Supplied data -
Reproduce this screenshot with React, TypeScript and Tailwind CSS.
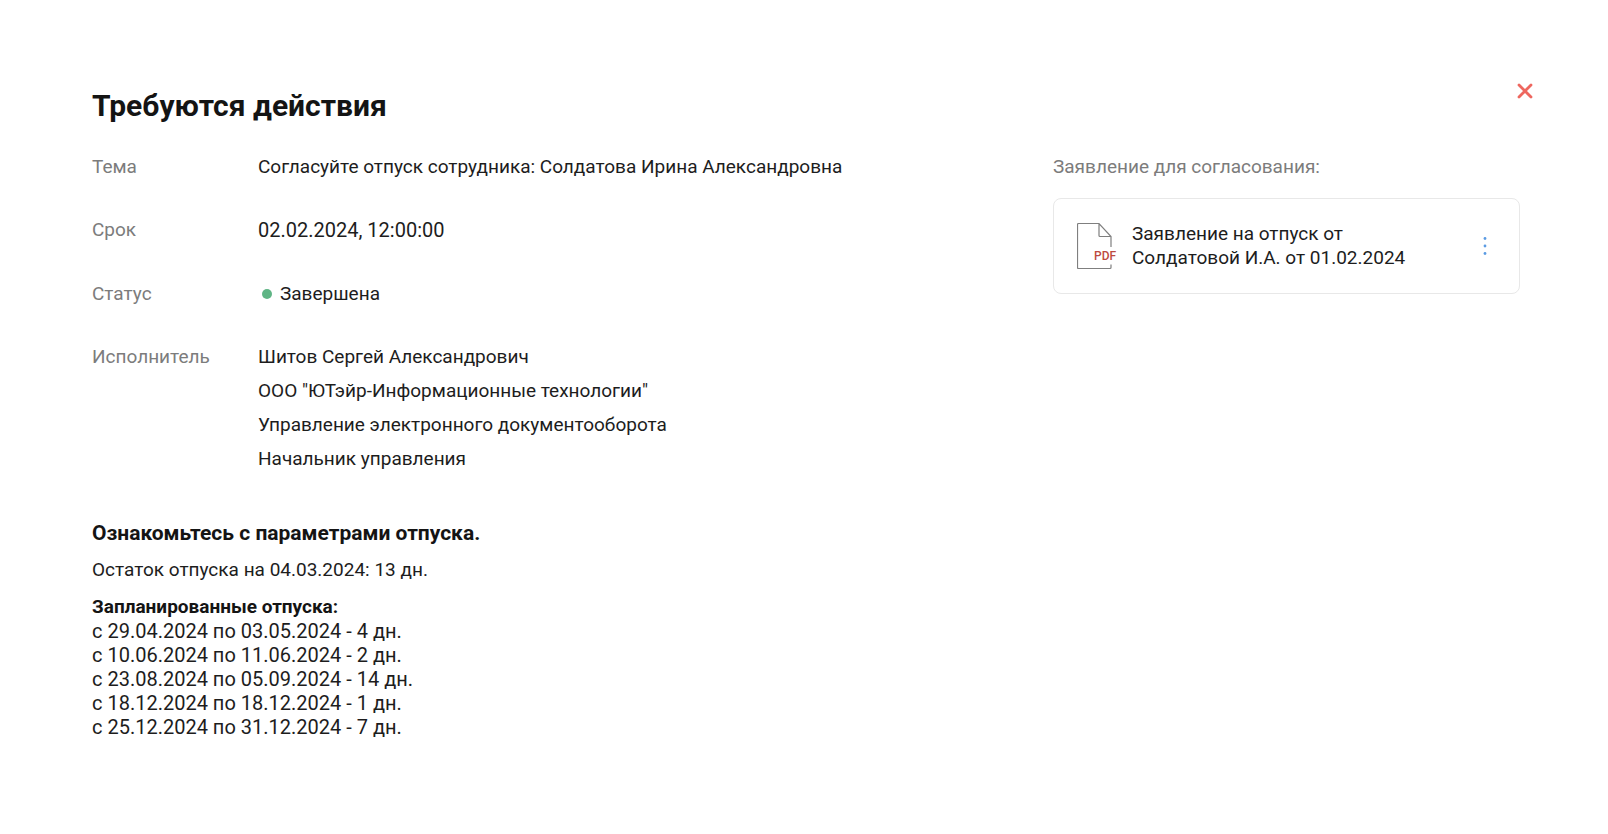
import type { ReactNode } from "react";

const department = [
  "Шитов Сергей Александрович",
  'ООО "ЮТэйр-Информационные технологии"',
  "Управление электронного документооборота",
  "Начальник управления",
];

const vacations = [
  { from: "29.04.2024", to: "03.05.2024", days: 4 },
  { from: "10.06.2024", to: "11.06.2024", days: 2 },
  { from: "23.08.2024", to: "05.09.2024", days: 14 },
  { from: "18.12.2024", to: "18.12.2024", days: 1 },
  { from: "25.12.2024", to: "31.12.2024", days: 7 },
];

function Row({ label, children }: { label: string; children: ReactNode }) {
  return (
    <div className="flex">
      <dt className="w-[166px] shrink-0 text-[#7c7c7c]">{label}</dt>
      <dd>{children}</dd>
    </div>
  );
}

function PdfIcon() {
  return (
    <svg width="40" height="48" viewBox="0 0 40 48" fill="none" className="shrink-0" aria-hidden="true">
      <path
        d="M34 25V14.5L22 1.500H1.500a1 1 0 0 0-1 1V45.500a1 1 0 0 0 1 1H33a1 1 0 0 0 1-1V42.500M22 1.500V13.500a1 1 0 0 0 1 1H34"
        stroke="#7f7f7f"
        strokeWidth="1.200"
      />
      <text x="17" y="38" fontSize="12" fontWeight="500" fill="#bd4a40" className="font-['Roboto',sans-serif]">
        PDF
      </text>
    </svg>
  );
}

export default function App() {
  return (
    <main className="min-h-screen bg-white pt-[82px] pr-[74px] pb-16 pl-[92px] font-['Roboto','Liberation_Sans',sans-serif] text-[19px] text-[#1d1d1d]">
      <header className="flex items-start justify-between">
        <h1 className="pt-1 text-[30px] leading-10 font-bold text-[#141414]">Требуются действия</h1>
        <button type="button" aria-label="Закрыть" className="p-px text-[#ee675f]">
          <svg width="16" height="16" viewBox="0 0 16 16" stroke="currentColor" strokeWidth="2.800" strokeLinecap="round">
            <path d="M2 2l12 12M14 2L2 14" />
          </svg>
        </button>
      </header>

      <div className="mt-6 mr-[14px] flex items-start justify-between gap-8">
        <dl className="flex flex-col gap-[29px] leading-[34px]">
          <Row label="Тема">Согласуйте отпуск сотрудника: Солдатова Ирина Александровна</Row>
          <Row label="Срок">
            <time className="text-[20px]">02.02.2024, 12:00:00</time>
          </Row>
          <Row label="Статус">
            <span className="flex items-center gap-2 pl-1">
              <span className="size-[10px] rounded-full bg-[#5fb585]" />
              Завершена
            </span>
          </Row>
          <Row label="Исполнитель">
            {department.map((line) => (
              <p key={line}>{line}</p>
            ))}
          </Row>
        </dl>

        <aside className="w-[467px] shrink-0">
          <h2 className="leading-[34px] text-[#7c7c7c]">Заявление для согласования:</h2>
          <div className="mt-[14px] flex items-center rounded-lg border border-[#e8e8e8] py-[23px] pr-6 pl-[23px]">
            <PdfIcon />
            <a href="#" className="ml-[15px] flex-1 leading-6">
              Заявление на отпуск от
              <br />
              Солдатовой И.А. от 01.02.2024
            </a>
            <button type="button" aria-label="Действия с документом" className="text-[#5b9be3]">
              <svg width="20" height="20" viewBox="0 0 20 20" fill="currentColor">
                <circle cx="10" cy="2.500" r="1.400" />
                <circle cx="10" cy="10" r="1.400" />
                <circle cx="10" cy="17.500" r="1.400" />
              </svg>
            </button>
          </div>
        </aside>
      </div>

      <section className="mt-10">
        <h2 className="text-[21px] leading-[34px] font-bold text-[#141414]">Ознакомьтесь с параметрами отпуска.</h2>
        <p className="mt-[3px] leading-[34px]">Остаток отпуска на 04.03.2024: 13 дн.</p>
        <h3 className="mt-2 leading-6 font-bold text-[#141414]">Запланированные отпуска:</h3>
        <ul className="text-[20px] leading-6">
          {vacations.map((v) => (
            <li key={v.from}>
              с {v.from} по {v.to} - {v.days} дн.
            </li>
          ))}
        </ul>
      </section>
    </main>
  );
}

Goal - Output each line exactly; omit every picture.

Task output -
Reproduce this screenshot with React, TypeScript and Tailwind CSS.
import type { ReactNode } from "react";

const department = [
  "Шитов Сергей Александрович",
  'ООО "ЮТэйр-Информационные технологии"',
  "Управление электронного документооборота",
  "Начальник управления",
];

const vacations = [
  { from: "29.04.2024", to: "03.05.2024", days: 4 },
  { from: "10.06.2024", to: "11.06.2024", days: 2 },
  { from: "23.08.2024", to: "05.09.2024", days: 14 },
  { from: "18.12.2024", to: "18.12.2024", days: 1 },
  { from: "25.12.2024", to: "31.12.2024", days: 7 },
];

function Row({ label, children }: { label: string; children: ReactNode }) {
  return (
    <div className="flex">
      <dt className="w-[166px] shrink-0 text-[#7c7c7c]">{label}</dt>
      <dd>{children}</dd>
    </div>
  );
}

function PdfIcon() {
  return (
    <svg width="40" height="48" viewBox="0 0 40 48" fill="none" className="shrink-0" aria-hidden="true">
      <path
        d="M34 25V14.5L22 1.500H1.500a1 1 0 0 0-1 1V45.500a1 1 0 0 0 1 1H33a1 1 0 0 0 1-1V42.500M22 1.500V13.500a1 1 0 0 0 1 1H34"
        stroke="#7f7f7f"
        strokeWidth="1.200"
      />
      <text x="17" y="38" fontSize="12" fontWeight="500" fill="#bd4a40" className="font-['Roboto',sans-serif]">
        PDF
      </text>
    </svg>
  );
}

export default function App() {
  return (
    <main className="min-h-screen bg-white pt-[82px] pr-[74px] pb-16 pl-[92px] font-['Roboto','Liberation_Sans',sans-serif] text-[19px] text-[#1d1d1d]">
      <header className="flex items-start justify-between">
        <h1 className="pt-1 text-[30px] leading-10 font-bold text-[#141414]">Требуются действия</h1>
        <button type="button" aria-label="Закрыть" className="p-px text-[#ee675f]">
          <svg width="16" height="16" viewBox="0 0 16 16" stroke="currentColor" strokeWidth="2.800" strokeLinecap="round">
            <path d="M2 2l12 12M14 2L2 14" />
          </svg>
        </button>
      </header>

      <div className="mt-6 mr-[14px] flex items-start justify-between gap-8">
        <dl className="flex flex-col gap-[29px] leading-[34px]">
          <Row label="Тема">Согласуйте отпуск сотрудника: Солдатова Ирина Александровна</Row>
          <Row label="Срок">
            <time className="text-[20px]">02.02.2024, 12:00:00</time>
          </Row>
          <Row label="Статус">
            <span className="flex items-center gap-2 pl-1">
              <span className="size-[10px] rounded-full bg-[#5fb585]" />
              Завершена
            </span>
          </Row>
          <Row label="Исполнитель">
            {department.map((line) => (
              <p key={line}>{line}</p>
            ))}
          </Row>
        </dl>

        <aside className="w-[467px] shrink-0">
          <h2 className="leading-[34px] text-[#7c7c7c]">Заявление для согласования:</h2>
          <div className="mt-[14px] flex items-center rounded-lg border border-[#e8e8e8] py-[23px] pr-6 pl-[23px]">
            <PdfIcon />
            <a href="#" className="ml-[15px] flex-1 leading-6">
              Заявление на отпуск от
              <br />
              Солдатовой И.А. от 01.02.2024
            </a>
            <button type="button" aria-label="Действия с документом" className="text-[#5b9be3]">
              <svg width="20" height="20" viewBox="0 0 20 20" fill="currentColor">
                <circle cx="10" cy="2.500" r="1.400" />
                <circle cx="10" cy="10" r="1.400" />
                <circle cx="10" cy="17.500" r="1.400" />
              </svg>
            </button>
          </div>
        </aside>
      </div>

      <section className="mt-10">
        <h2 className="text-[21px] leading-[34px] font-bold text-[#141414]">Ознакомьтесь с параметрами отпуска.</h2>
        <p className="mt-[3px] leading-[34px]">Остаток отпуска на 04.03.2024: 13 дн.</p>
        <h3 className="mt-2 leading-6 font-bold text-[#141414]">Запланированные отпуска:</h3>
        <ul className="text-[20px] leading-6">
          {vacations.map((v) => (
            <li key={v.from}>
              с {v.from} по {v.to} - {v.days} дн.
            </li>
          ))}
        </ul>
      </section>
    </main>
  );
}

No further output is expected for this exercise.